We cut down the names to 2-3 characters. This is a little more confusing in the code but the disk storage savings are worth it. And if you use sensible names then it isn’t that bad e.g. timeAdded -> tA. A reduction to about 15 bytes per row at 10,000,000 rows means ~140MB for field names – a massive saving.

　　
　　灵活的BSON文本存储结构意味着每条记录都带有了字段名，从而处理不当会导致空间的浪费，于是David减缩了字段名。
　　
　　The database-per-customer method doesn’t work
写道
The database-per-customer method doesn’t work

MongoDB stores data in flat files using their own binary storage objects. This means that data storage is very compact and efficient, perfect for high data volumes. However, it allocates a set of files per database and pre-allocates those files on the filesystem for speed:

This was a problem because MongoDB was frequently pre-allocating in advance when the data would almost never need to “flow” into another file, or only a tiny amount of another file. This is particularly the case with free accounts where we clear out data after a month. Such pre-allocation caused large amounts of disk space to be used up.

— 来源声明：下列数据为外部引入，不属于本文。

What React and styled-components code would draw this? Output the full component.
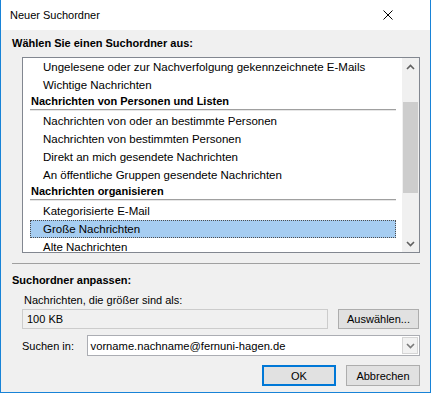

We therefore changed our data structure so that we had a single DB, thus making the most efficient use of the available storage. There is no performance hit for doing this because the files are split out, unlike MySQL which uses a single file per table.

　　
　　
　　MongoDB的文件存储是以“database”为颗粒的，不像MySQL为每个table使用一个单独的文件。并且避免生成硬盘碎片，mongonDB是预申请硬盘空间，以指数递增，所以如果数据组织不好的话，会导致文件中实际使用空间远小于占用硬盘的空间，所以David更改了数据组织结构以更高效得利用空间。
　　
　　Unexpected locking and blocking
写道
Unexpected locking and blocking

In MongoDB, removing rows locks and blocks the entire database. Adding indexes also does the same. When we imported our data, this was causing problems because large data sets were causing the locks to exist for some time until the indexing had completed. This is a not a problem when you first create the “collection” (tables in MySQL) because there are only a few (or no) rows, but creating indexes later will cause problems.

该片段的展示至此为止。